Education Bill expected for Parliament soon

Priya ManickchandGeorgetown: The long awaited Education Bill which will enable major reforms in the education sector will be tabled in the House before month-end.

The legislation when it comes into force will repeal the current Education Act and allow the Education Ministry to adopt a more modern and hands-on approach to various issues impacting the sector.

The bill, among other things seeks to address issues such as private schools licensing, requirements for persons to be employed as a teacher and students admission age at the nursery level.

The legislation has benefited from a series of consultations hosted by the ministry and stakeholders include teachers, parents and owners of private school.

In February 2013, Minister Manickchand had indicated that the bill would seek to change the mandatory admission age for students. As it stands, the current age for a child to be admitted in nursery school is three years, nine months. However, with the passage of this legislation, the age will be modified to three years, three months.  Despite this level of education not being compulsory, most children in Guyana begin their academic education at this tender age.

Presently, a child can enter a public nursery school at age three years if the child will be at least three years, nine months by December of the year. Children who are born after March 31 are required to wait until September of the next year to commence formal education.

However, before the new age requirement is instituted, the Education Ministry will be making the necessary preparations to facilitate the change, Minister Manickchand explained. The two-year education programme at the nursery level is intended to afford pupils a learning environment conducive to their physical, social, emotional, and intellectual development.

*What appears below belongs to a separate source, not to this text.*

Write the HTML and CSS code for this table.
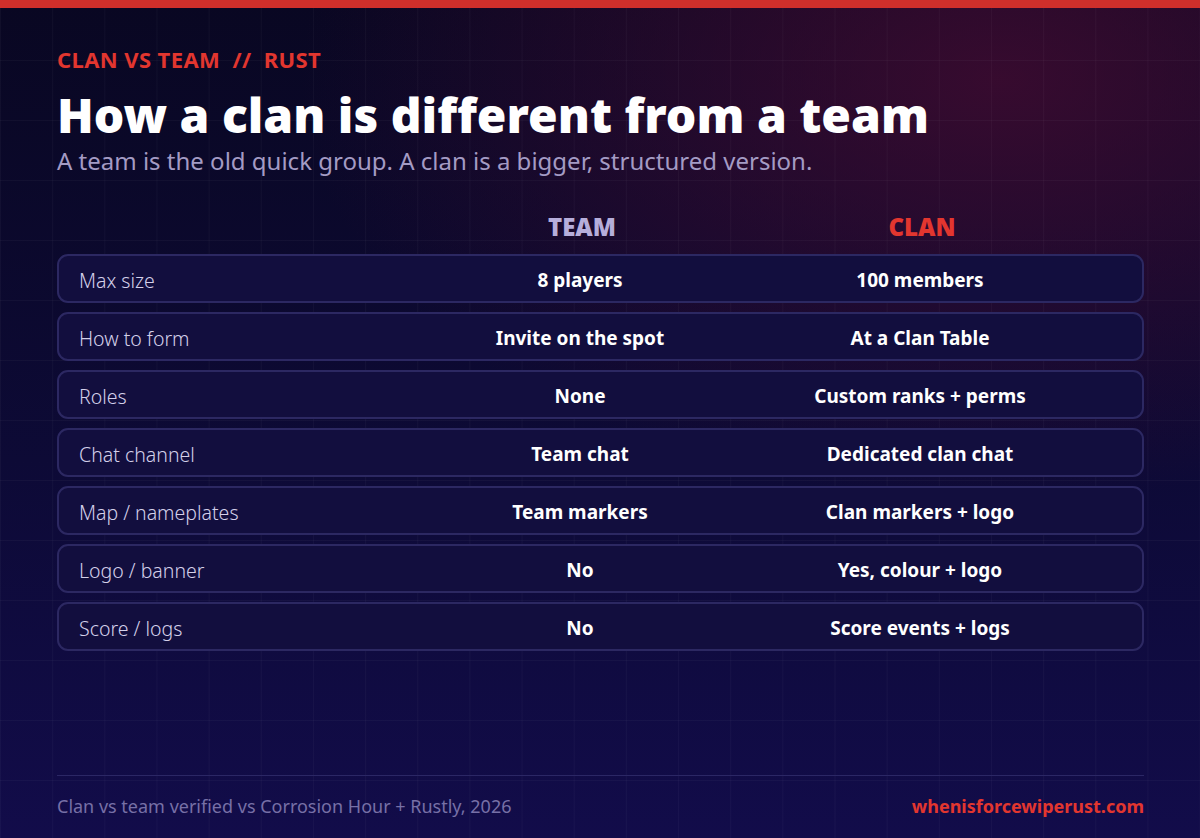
FILE: index.html
```html
<!DOCTYPE html>
<html lang="en">
<head>
<meta charset="utf-8">
<title>Clan vs Team</title>
<link rel="stylesheet" href="styles.css">
</head>
<body>
<div class="page">
  <div class="topbar"></div>
  <div class="content">
    <div class="eyebrow">CLAN VS TEAM &nbsp;//&nbsp; RUST</div>
    <h1 class="title">How a clan is different from a team</h1>
    <p class="subtitle">A team is the old quick group. A clan is a bigger, structured version.</p>

    <div class="table">
      <div class="head">
        <div></div>
        <div class="col-team">TEAM</div>
        <div class="col-clan">CLAN</div>
      </div>
      <div class="row"><div class="label">Max size</div><div class="val">8 players</div><div class="val">100 members</div></div>
      <div class="row"><div class="label">How to form</div><div class="val">Invite on the spot</div><div class="val">At a Clan Table</div></div>
      <div class="row"><div class="label">Roles</div><div class="val">None</div><div class="val">Custom ranks + perms</div></div>
      <div class="row"><div class="label">Chat channel</div><div class="val">Team chat</div><div class="val">Dedicated clan chat</div></div>
      <div class="row"><div class="label">Map / nameplates</div><div class="val">Team markers</div><div class="val">Clan markers + logo</div></div>
      <div class="row"><div class="label">Logo / banner</div><div class="val">No</div><div class="val">Yes, colour + logo</div></div>
      <div class="row"><div class="label">Score / logs</div><div class="val">No</div><div class="val">Score events + logs</div></div>
    </div>

    <div class="footer">
      <span class="source">Clan vs team verified vs Corrosion Hour + Rustly, 2026</span>
      <span class="site">whenisforcewiperust.com</span>
    </div>
  </div>
</div>
</body>
</html>
```

FILE: styles.css
```css
* { box-sizing: border-box; }
html, body { margin: 0; padding: 0; }
body {
  width: 1200px;
  height: 838px;
  overflow: hidden;
  font-family: "Noto Sans", "Open Sans", sans-serif;
  background: #0c0a2c;
}
.page {
  position: relative;
  width: 1200px;
  height: 838px;
  display: flex;
  flex-direction: column;
  background:
    linear-gradient(rgba(255,255,255,0.03) 1px, transparent 1px) 0 0 / 52.17px 60px,
    linear-gradient(90deg, rgba(255,255,255,0.03) 1px, transparent 1px) 0 0 / 52.17px 60px,
    radial-gradient(ellipse 700px 420px at 1000px 80px, rgba(70,12,50,0.75), rgba(70,12,50,0) 100%),
    linear-gradient(180deg, #090722 0%, #0d0a36 55%, #120c4a 100%);
}
.topbar {
  height: 8px;
  background: #cf2f2b;
  flex: none;
}
.content {
  flex: 1;
  display: flex;
  flex-direction: column;
  padding: 36px 56px 0 57px;
}
.eyebrow {
  color: #e2362f;
  font-weight: 700;
  font-size: 22px;
  line-height: 30px;
  letter-spacing: 0.4px;
}
.title {
  margin: 12px 0 0;
  color: #ffffff;
  font-weight: 900;
  font-size: 48px;
  line-height: 58px;
  letter-spacing: 0;
}
.subtitle {
  margin: 2px 0 0;
  color: #a49bc4;
  font-size: 24px;
  line-height: 30px;
  font-weight: 400;
}
.table {
  margin-top: 34px;
  display: flex;
  flex-direction: column;
  gap: 9px;
}
.head, .row {
  display: grid;
  grid-template-columns: 1fr 340px 340px;
  padding: 0 52px 0 20px;
  align-items: center;
}
.head {
  height: 28px;
  margin-bottom: 7px;
  font-weight: 900;
  font-size: 24px;
  text-align: center;
}
.col-team { color: #b6aedb; }
.col-clan { color: #e2362f; }
.row {
  height: 49px;
  padding-top: 3px;
  border: 2px solid #2c2862;
  border-radius: 11px;
  background: #120e3e;
}
.label {
  color: #d4d0ea;
  font-size: 19.5px;
  font-weight: 300;
}
.val {
  color: #ffffff;
  text-align: center;
  font-weight: 700;
  font-size: 19px;
}
.footer {
  margin-top: auto;
  margin-bottom: 20px;
  border-top: 1px solid #2b2765;
  padding-top: 18px;
  display: flex;
  justify-content: space-between;
  align-items: center;
  font-size: 18px;
  line-height: 24px;
}
.source { color: #7770a6; }
.site { color: #e2362f; font-weight: 700; }
```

Currently, persons can be employed as acting teachers with three Caribbean Secondary Education Certificate (CSEC) subjects at grades one to three at the general proficiency level.

If persons do not have a grade three or higher in English Language, they must have grades one to three in five other subjects. Acting teachers are usually employed in the Hinterland regions where there are severe difficulties in attracting qualified teachers to fill vacant posts.

The new Education Bill will however modify the prerequisite requirements for persons desirous of becoming teachers.

With regards to private schools, the bill will seek to bring them up to the standard of state institutions.

Work on the Education Bill started under former Education Minister Henry Jeffrey, and after the 2006 elections, it continued under Minister Shaik Baksh, but was stuck at the attorney general chambers for a long time.

When Manickchand assumed the education minister portfolio after the 2011 elections, she restarted the consultation, and after more than eight years of consultation, there is a promise to have the bill tabled in the House before month-end.